I've been sort of thinking about this lately in the abstract and I assumed the way to do it was to make an outrageous number of folders on your computer (one for each company containing one for each job within the company) containing the relevant resume and cover letter, which you then give obvious filenames (company name and date?). Maybe save a copy of the ad you responded to in there as well.

This is approximately what I did when applying to grad school as well.
posted by hoyland at 10:51 AM on May 1, 2013


Any CRM like Salesforce or Highrise is exactly setup for this task, but probably way overkill and pricey.

I'd go with Trello, which is free and very functional. Each 'card' can be a company, and each board will be the status of the card - waiting, interviewing, negotiating, etc. Within each card, you can add attachments and comments, so you could upload resumes, track specific issues or make notes about the names of recruiters, etc. You'd be able to see which companies have responded or not in a single glance, and would also be able to have detailed sub-notes to 'get your story straight'.
posted by suedehead at 10:54 AM on May 1, 2013 [1 favorite]


Have you also seen this question?
posted by Houstonian at 11:13 AM on May 1, 2013


I have the advantage(?) of not having a huge amount of relevant jobs, with the corresponding disadvantage of needing to really tailor everything to each application. If I just had a "resume for jobs of type x" and a "resume for jobs of type y" I might use a spreadsheet, but since each cover letter and resume is either unique or close to, each thing I apply for has a subfolder in my "job search" folder, with a .txt copy of the job ad, the cover letter I wrote, and the resume I used (or sometimes just a note at the bottom of the cover letter 'sent resume same as ___.doc').
posted by aimedwander at 11:24 AM on May 1, 2013


I just use a filename that indicates which job it's for - big_company_resume.doc, st_blabla_hospital_resume.pdf, state_university_resume.txt. If I were applying to multiple jobs at the same company, I would do company_resume_May2013.doc or company_resume_admin_job.doc or whatever. Keep them all in the same folder and it's pretty manageable for the first 50-100 applications.

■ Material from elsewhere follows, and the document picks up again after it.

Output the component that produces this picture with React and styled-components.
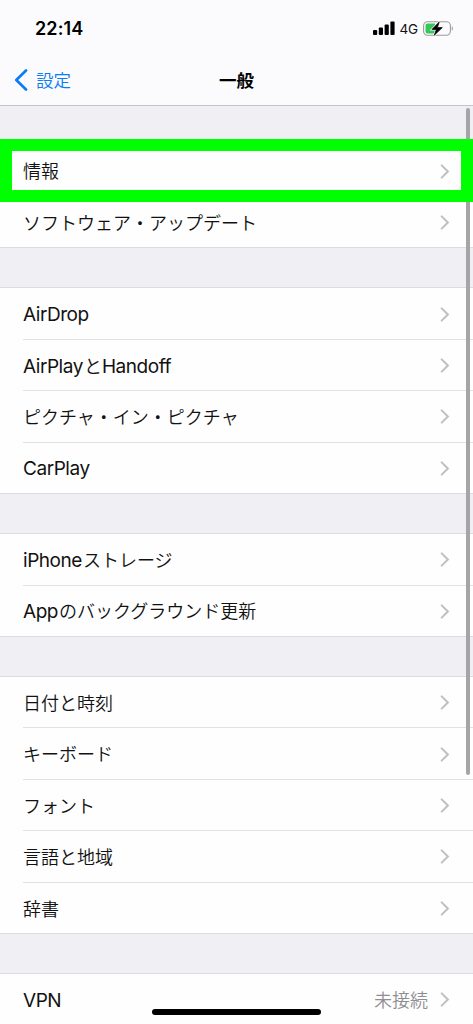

(OF COURSE when I actually send them in I change the file name to mskyle_resume.doc.)
posted by mskyle at 11:55 AM on May 1, 2013


I found it easier to keep track of this stuff by having separate folders with the company name and date applied in the folder name. Inside the folder was the job description, my resume, and any communication to/fro the company. also notes on what interview questions were asked, etc.
This worked pretty well, because although I sent out a ton of resumes, the response rate was lower than 50%, so it wasn't too hard to track.
I also had a spreadsheet, which I kept for documenting my unemployment job search.
posted by dbmcd at 12:37 PM on May 1, 2013


Your cousin could try any of the notebook software available like Evernote. Evernote lets you attach any kind of file to a note, so you can make a note with information about a single job/company (link to the job posting; info gleaned from a phone interview, web search, etc) and attach the resume and cover letter to the note. That way, you can just open up the Jobs Notebook, and go through all the job applications in an organized fashion. There are lots of notebook programs out there: Evernote, Microsoft OneNote (comes with some versions of MS Office), Notebooks, are a few.
posted by bluefly at 1:26 PM on May 1, 2013


I have used readery's process which works fine if the only purpose is to keep the versions straight. Anything more is over-organizing.
posted by LonnieK at 1:45 PM on May 1, 2013


I assumed the way to do it was to make an outrageous number of folders on your computer (one for each company containing one for each job within the company) containing the relevant resume and cover letter, which you then give obvious filenames (company name and date?). Maybe save a copy of the ad you responded to in there as well.

This is eaxctly what I do. Copies of any correspondence either way gets filed in each job posting/word of mouth contact folder which are sub folders under a business (otfen I found myself applying for several postings at the same company). Also if there was any phone conversations I'd make a text file summerizing what was said. Looks great when you submit a fair approximation of War and Peace to your employment insurance officer when they want documentation of your search.
posted by Mitheral at 2:37 PM on May 1, 2013


Evernote or OneNote. I went a long time trying to use spreadsheets and folders and filenames. A week before I got my last job I started putting everything in Evernote and was kicking myself I didn't start earlier. I work in a Microsoft shop now and see the same potential with OneNote.